## Problem requirements
Restate the records that follow word for word; no pictures should appear.

## Working data
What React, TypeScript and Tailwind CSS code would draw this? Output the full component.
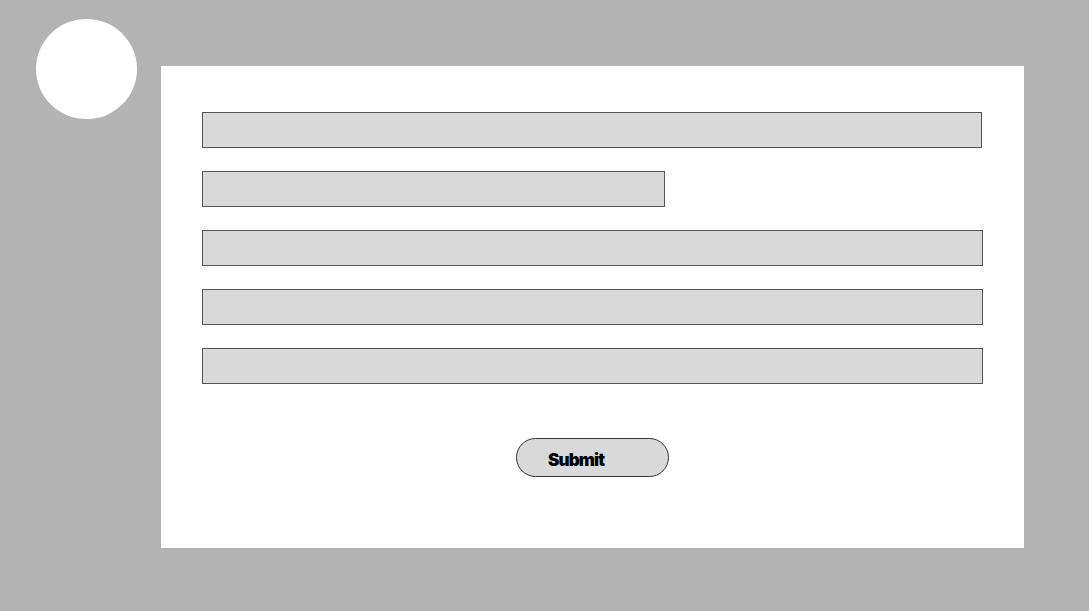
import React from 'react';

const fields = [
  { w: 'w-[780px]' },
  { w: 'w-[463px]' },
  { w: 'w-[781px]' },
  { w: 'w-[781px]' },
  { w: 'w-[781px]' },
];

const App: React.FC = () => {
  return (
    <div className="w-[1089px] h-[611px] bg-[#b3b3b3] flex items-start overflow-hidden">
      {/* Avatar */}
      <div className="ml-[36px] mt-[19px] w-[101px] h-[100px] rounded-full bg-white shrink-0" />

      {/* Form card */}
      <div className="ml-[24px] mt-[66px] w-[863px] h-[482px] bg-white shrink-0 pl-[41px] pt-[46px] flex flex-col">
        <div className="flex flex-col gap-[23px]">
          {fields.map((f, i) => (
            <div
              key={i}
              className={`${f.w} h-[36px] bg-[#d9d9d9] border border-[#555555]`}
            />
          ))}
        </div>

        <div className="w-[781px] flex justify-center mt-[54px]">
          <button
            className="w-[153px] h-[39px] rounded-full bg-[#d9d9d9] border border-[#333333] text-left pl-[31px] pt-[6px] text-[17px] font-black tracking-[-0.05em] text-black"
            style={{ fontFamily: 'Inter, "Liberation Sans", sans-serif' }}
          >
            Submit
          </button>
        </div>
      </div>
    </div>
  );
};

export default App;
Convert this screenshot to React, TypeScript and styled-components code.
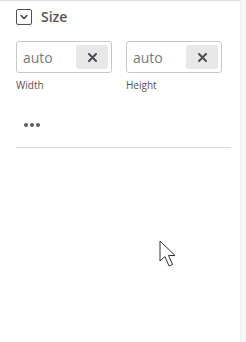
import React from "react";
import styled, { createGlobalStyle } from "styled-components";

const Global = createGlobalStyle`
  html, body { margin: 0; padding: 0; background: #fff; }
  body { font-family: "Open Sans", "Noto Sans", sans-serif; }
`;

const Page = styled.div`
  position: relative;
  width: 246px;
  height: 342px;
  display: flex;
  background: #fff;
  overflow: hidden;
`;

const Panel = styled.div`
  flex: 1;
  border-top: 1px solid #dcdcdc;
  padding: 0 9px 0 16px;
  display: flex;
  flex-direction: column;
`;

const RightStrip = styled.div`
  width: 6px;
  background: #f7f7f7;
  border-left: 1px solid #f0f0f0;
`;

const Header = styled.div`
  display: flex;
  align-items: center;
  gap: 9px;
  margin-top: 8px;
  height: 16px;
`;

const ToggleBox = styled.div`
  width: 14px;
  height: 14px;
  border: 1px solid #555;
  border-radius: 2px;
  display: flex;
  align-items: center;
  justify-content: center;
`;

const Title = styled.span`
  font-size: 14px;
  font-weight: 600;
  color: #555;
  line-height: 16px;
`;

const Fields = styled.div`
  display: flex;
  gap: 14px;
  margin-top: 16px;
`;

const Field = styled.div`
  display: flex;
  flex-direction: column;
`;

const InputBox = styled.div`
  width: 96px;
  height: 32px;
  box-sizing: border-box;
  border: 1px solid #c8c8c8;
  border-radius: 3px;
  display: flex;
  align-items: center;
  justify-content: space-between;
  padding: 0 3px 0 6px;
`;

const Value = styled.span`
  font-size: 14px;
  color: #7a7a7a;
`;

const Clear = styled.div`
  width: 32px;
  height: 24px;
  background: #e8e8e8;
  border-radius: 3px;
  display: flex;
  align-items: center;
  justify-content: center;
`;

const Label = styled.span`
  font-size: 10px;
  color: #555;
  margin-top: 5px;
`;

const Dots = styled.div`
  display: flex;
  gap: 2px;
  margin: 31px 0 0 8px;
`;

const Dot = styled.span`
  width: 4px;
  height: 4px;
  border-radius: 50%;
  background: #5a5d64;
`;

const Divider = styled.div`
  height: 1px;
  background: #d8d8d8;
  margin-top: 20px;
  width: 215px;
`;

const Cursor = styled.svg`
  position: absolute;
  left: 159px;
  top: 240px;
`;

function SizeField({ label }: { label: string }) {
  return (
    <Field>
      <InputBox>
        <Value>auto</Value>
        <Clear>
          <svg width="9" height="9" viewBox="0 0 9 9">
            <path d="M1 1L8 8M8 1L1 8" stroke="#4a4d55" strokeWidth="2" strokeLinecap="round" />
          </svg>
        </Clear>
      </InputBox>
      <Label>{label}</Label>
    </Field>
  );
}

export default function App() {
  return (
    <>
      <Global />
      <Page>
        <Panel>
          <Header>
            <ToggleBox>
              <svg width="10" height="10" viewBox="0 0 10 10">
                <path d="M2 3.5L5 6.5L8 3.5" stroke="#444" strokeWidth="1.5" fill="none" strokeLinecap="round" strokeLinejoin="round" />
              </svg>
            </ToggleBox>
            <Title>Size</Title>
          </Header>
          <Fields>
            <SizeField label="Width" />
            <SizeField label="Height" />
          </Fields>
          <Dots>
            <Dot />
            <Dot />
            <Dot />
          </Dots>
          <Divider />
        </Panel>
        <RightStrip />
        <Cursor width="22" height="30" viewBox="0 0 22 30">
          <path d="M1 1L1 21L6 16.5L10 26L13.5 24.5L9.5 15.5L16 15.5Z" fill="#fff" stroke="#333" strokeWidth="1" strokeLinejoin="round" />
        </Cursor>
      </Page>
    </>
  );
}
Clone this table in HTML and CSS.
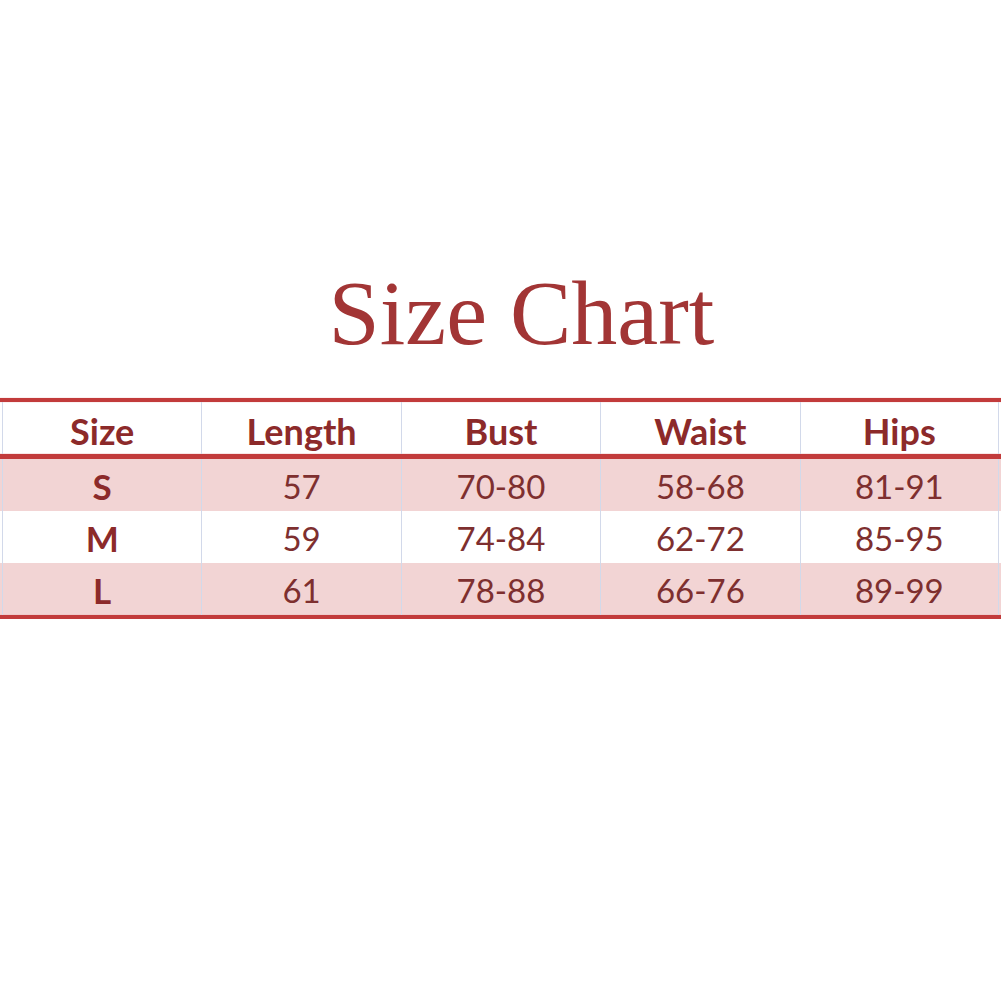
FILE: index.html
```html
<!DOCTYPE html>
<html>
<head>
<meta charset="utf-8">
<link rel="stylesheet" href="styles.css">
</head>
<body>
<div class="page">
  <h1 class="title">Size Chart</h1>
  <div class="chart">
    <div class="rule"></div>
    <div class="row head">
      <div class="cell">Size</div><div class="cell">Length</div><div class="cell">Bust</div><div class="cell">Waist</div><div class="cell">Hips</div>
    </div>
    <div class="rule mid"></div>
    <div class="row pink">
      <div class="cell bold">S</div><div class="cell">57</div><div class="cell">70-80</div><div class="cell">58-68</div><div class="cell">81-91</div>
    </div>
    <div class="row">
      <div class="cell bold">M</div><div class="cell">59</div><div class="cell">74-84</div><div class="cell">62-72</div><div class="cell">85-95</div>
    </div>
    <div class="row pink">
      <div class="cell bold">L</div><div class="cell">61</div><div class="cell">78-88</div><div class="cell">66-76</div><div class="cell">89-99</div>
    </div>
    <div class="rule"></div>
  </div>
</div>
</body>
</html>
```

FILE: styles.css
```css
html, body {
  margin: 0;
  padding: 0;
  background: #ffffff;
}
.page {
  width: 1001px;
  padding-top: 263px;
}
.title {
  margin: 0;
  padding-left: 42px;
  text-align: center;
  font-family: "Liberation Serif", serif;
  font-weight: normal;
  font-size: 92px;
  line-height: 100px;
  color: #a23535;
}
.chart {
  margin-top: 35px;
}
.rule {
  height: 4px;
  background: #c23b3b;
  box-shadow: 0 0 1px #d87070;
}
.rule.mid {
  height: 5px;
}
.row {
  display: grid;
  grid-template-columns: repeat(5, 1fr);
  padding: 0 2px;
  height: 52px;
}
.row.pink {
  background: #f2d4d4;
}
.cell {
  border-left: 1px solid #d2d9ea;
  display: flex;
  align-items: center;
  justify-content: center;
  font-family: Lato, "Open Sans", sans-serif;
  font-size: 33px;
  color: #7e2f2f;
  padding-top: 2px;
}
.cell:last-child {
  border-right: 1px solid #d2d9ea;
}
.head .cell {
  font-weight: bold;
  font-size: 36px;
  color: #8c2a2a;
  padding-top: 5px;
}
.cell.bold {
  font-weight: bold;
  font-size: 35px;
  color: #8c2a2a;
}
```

## Finished exercise
What React, TypeScript and Tailwind CSS code would draw this? Output the full component.
import React from 'react';

const fields = [
  { w: 'w-[780px]' },
  { w: 'w-[463px]' },
  { w: 'w-[781px]' },
  { w: 'w-[781px]' },
  { w: 'w-[781px]' },
];

const App: React.FC = () => {
  return (
    <div className="w-[1089px] h-[611px] bg-[#b3b3b3] flex items-start overflow-hidden">
      {/* Avatar */}
      <div className="ml-[36px] mt-[19px] w-[101px] h-[100px] rounded-full bg-white shrink-0" />

      {/* Form card */}
      <div className="ml-[24px] mt-[66px] w-[863px] h-[482px] bg-white shrink-0 pl-[41px] pt-[46px] flex flex-col">
        <div className="flex flex-col gap-[23px]">
          {fields.map((f, i) => (
            <div
              key={i}
              className={`${f.w} h-[36px] bg-[#d9d9d9] border border-[#555555]`}
            />
          ))}
        </div>

        <div className="w-[781px] flex justify-center mt-[54px]">
          <button
            className="w-[153px] h-[39px] rounded-full bg-[#d9d9d9] border border-[#333333] text-left pl-[31px] pt-[6px] text-[17px] font-black tracking-[-0.05em] text-black"
            style={{ fontFamily: 'Inter, "Liberation Sans", sans-serif' }}
          >
            Submit
          </button>
        </div>
      </div>
    </div>
  );
};

export default App;
Convert this screenshot to React, TypeScript and styled-components code.
import React from "react";
import styled, { createGlobalStyle } from "styled-components";

const Global = createGlobalStyle`
  html, body { margin: 0; padding: 0; background: #fff; }
  body { font-family: "Open Sans", "Noto Sans", sans-serif; }
`;

const Page = styled.div`
  position: relative;
  width: 246px;
  height: 342px;
  display: flex;
  background: #fff;
  overflow: hidden;
`;

const Panel = styled.div`
  flex: 1;
  border-top: 1px solid #dcdcdc;
  padding: 0 9px 0 16px;
  display: flex;
  flex-direction: column;
`;

const RightStrip = styled.div`
  width: 6px;
  background: #f7f7f7;
  border-left: 1px solid #f0f0f0;
`;

const Header = styled.div`
  display: flex;
  align-items: center;
  gap: 9px;
  margin-top: 8px;
  height: 16px;
`;

const ToggleBox = styled.div`
  width: 14px;
  height: 14px;
  border: 1px solid #555;
  border-radius: 2px;
  display: flex;
  align-items: center;
  justify-content: center;
`;

const Title = styled.span`
  font-size: 14px;
  font-weight: 600;
  color: #555;
  line-height: 16px;
`;

const Fields = styled.div`
  display: flex;
  gap: 14px;
  margin-top: 16px;
`;

const Field = styled.div`
  display: flex;
  flex-direction: column;
`;

const InputBox = styled.div`
  width: 96px;
  height: 32px;
  box-sizing: border-box;
  border: 1px solid #c8c8c8;
  border-radius: 3px;
  display: flex;
  align-items: center;
  justify-content: space-between;
  padding: 0 3px 0 6px;
`;

const Value = styled.span`
  font-size: 14px;
  color: #7a7a7a;
`;

const Clear = styled.div`
  width: 32px;
  height: 24px;
  background: #e8e8e8;
  border-radius: 3px;
  display: flex;
  align-items: center;
  justify-content: center;
`;

const Label = styled.span`
  font-size: 10px;
  color: #555;
  margin-top: 5px;
`;

const Dots = styled.div`
  display: flex;
  gap: 2px;
  margin: 31px 0 0 8px;
`;

const Dot = styled.span`
  width: 4px;
  height: 4px;
  border-radius: 50%;
  background: #5a5d64;
`;

const Divider = styled.div`
  height: 1px;
  background: #d8d8d8;
  margin-top: 20px;
  width: 215px;
`;

const Cursor = styled.svg`
  position: absolute;
  left: 159px;
  top: 240px;
`;

function SizeField({ label }: { label: string }) {
  return (
    <Field>
      <InputBox>
        <Value>auto</Value>
        <Clear>
          <svg width="9" height="9" viewBox="0 0 9 9">
            <path d="M1 1L8 8M8 1L1 8" stroke="#4a4d55" strokeWidth="2" strokeLinecap="round" />
          </svg>
        </Clear>
      </InputBox>
      <Label>{label}</Label>
    </Field>
  );
}

export default function App() {
  return (
    <>
      <Global />
      <Page>
        <Panel>
          <Header>
            <ToggleBox>
              <svg width="10" height="10" viewBox="0 0 10 10">
                <path d="M2 3.5L5 6.5L8 3.5" stroke="#444" strokeWidth="1.5" fill="none" strokeLinecap="round" strokeLinejoin="round" />
              </svg>
            </ToggleBox>
            <Title>Size</Title>
          </Header>
          <Fields>
            <SizeField label="Width" />
            <SizeField label="Height" />
          </Fields>
          <Dots>
            <Dot />
            <Dot />
            <Dot />
          </Dots>
          <Divider />
        </Panel>
        <RightStrip />
        <Cursor width="22" height="30" viewBox="0 0 22 30">
          <path d="M1 1L1 21L6 16.5L10 26L13.5 24.5L9.5 15.5L16 15.5Z" fill="#fff" stroke="#333" strokeWidth="1" strokeLinejoin="round" />
        </Cursor>
      </Page>
    </>
  );
}
Clone this table in HTML and CSS.
FILE: index.html
```html
<!DOCTYPE html>
<html>
<head>
<meta charset="utf-8">
<link rel="stylesheet" href="styles.css">
</head>
<body>
<div class="page">
  <h1 class="title">Size Chart</h1>
  <div class="chart">
    <div class="rule"></div>
    <div class="row head">
      <div class="cell">Size</div><div class="cell">Length</div><div class="cell">Bust</div><div class="cell">Waist</div><div class="cell">Hips</div>
    </div>
    <div class="rule mid"></div>
    <div class="row pink">
      <div class="cell bold">S</div><div class="cell">57</div><div class="cell">70-80</div><div class="cell">58-68</div><div class="cell">81-91</div>
    </div>
    <div class="row">
      <div class="cell bold">M</div><div class="cell">59</div><div class="cell">74-84</div><div class="cell">62-72</div><div class="cell">85-95</div>
    </div>
    <div class="row pink">
      <div class="cell bold">L</div><div class="cell">61</div><div class="cell">78-88</div><div class="cell">66-76</div><div class="cell">89-99</div>
    </div>
    <div class="rule"></div>
  </div>
</div>
</body>
</html>
```

FILE: styles.css
```css
html, body {
  margin: 0;
  padding: 0;
  background: #ffffff;
}
.page {
  width: 1001px;
  padding-top: 263px;
}
.title {
  margin: 0;
  padding-left: 42px;
  text-align: center;
  font-family: "Liberation Serif", serif;
  font-weight: normal;
  font-size: 92px;
  line-height: 100px;
  color: #a23535;
}
.chart {
  margin-top: 35px;
}
.rule {
  height: 4px;
  background: #c23b3b;
  box-shadow: 0 0 1px #d87070;
}
.rule.mid {
  height: 5px;
}
.row {
  display: grid;
  grid-template-columns: repeat(5, 1fr);
  padding: 0 2px;
  height: 52px;
}
.row.pink {
  background: #f2d4d4;
}
.cell {
  border-left: 1px solid #d2d9ea;
  display: flex;
  align-items: center;
  justify-content: center;
  font-family: Lato, "Open Sans", sans-serif;
  font-size: 33px;
  color: #7e2f2f;
  padding-top: 2px;
}
.cell:last-child {
  border-right: 1px solid #d2d9ea;
}
.head .cell {
  font-weight: bold;
  font-size: 36px;
  color: #8c2a2a;
  padding-top: 5px;
}
.cell.bold {
  font-weight: bold;
  font-size: 35px;
  color: #8c2a2a;
}
```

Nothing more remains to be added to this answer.